Two-way trade was valued at $15.1-billion in 2012 and showed a recovery to levels last achieved ahead of the global financial crisis. Exports to the US rose to $7.6-billion and imports to $7.5-billion.

At present, 98% of South African goods enter the world’s largest economy duty free, with Agoa accounting for 27% of that total – the balance enters duty-free under a Most Favoured Nation arrangement (58%) and the Generalised System of Preferences, or GSP (18%).

MAKING SA’S CASE

Speaking by telephone from Washington DC, Trade and Industry Minister Dr Rob Davies told Engineering News Online that a series of meetings had been planned with members of the US Congress and the Senate, as well as with influential think tanks and with officials from the administration, including Ambassador Froman.

Davies’ delegation included business leaders from companies falling under the banner of the American Chamber of Commerce in South Africa, which has officially endorsed the extension of Agoa, as well as South Africa’s continued participation.

The weeklong engagement was to culminate at a ceremony held at South Africa’s Washington embassy, where a new statue of South Africa’s first democratically elected President, Nelson Mandela, would be officially unveiled.

“One of our main arguments is that the trade relationship between the US and South Africa is growing . . . that the trade balance between the two sides is relatively even and it has the kind of features and characteristics of a mutually beneficial trade relationship,” Davies explained.

Preferential market access also remained a key component of South Africa’s efforts to address poverty and inequality, with government calculating the overall contribution of Agoa and GSP to total South African manufacturing gross domestic product at nearly 3% in 2010. The employment contribution, meanwhile, was estimated at 11%.

“We are also making a point of highlighting the regional integration arrangements – both the ones that we have and ones we are building – and the significance of maintaining a common set of relationships between the participants in those arrangements and the US.”

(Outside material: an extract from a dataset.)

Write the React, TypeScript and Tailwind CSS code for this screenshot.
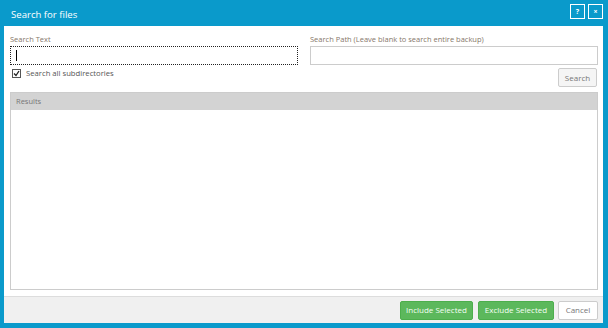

Excluding South Africa from Agoa “will reduce intra-African trade and regional integration”, as the Agoa rules of origin can help create value chains across the continent that support economic diversification and industrialisation.

Davies also used the visit to highlight the benefits for the US of Agoa, which he argued ranged from job creation to improved security and stability in Africa.

He cited a US information note presented ahead of the August Agoa Forum, held in Addis Ababa, Ethiopia, showing that the arrangement had created over 100 000 jobs in the US.

Also emphasised were the “goodwill” spinoffs towards the US and its companies in Africa, which could form the basis for a deepening of trade and investment relations at a time when many African economies were growing strongly.

US companies investing in South Africa, he argued, would derive direct commercial benefit and have a platform for expansion into growing markets in Southern Africa.

“In our view, we need to use Agoa as the basis to build a virtuous cycle of trade and investment that is mutually beneficial for South Africa and the US and supports regional integration in Africa.”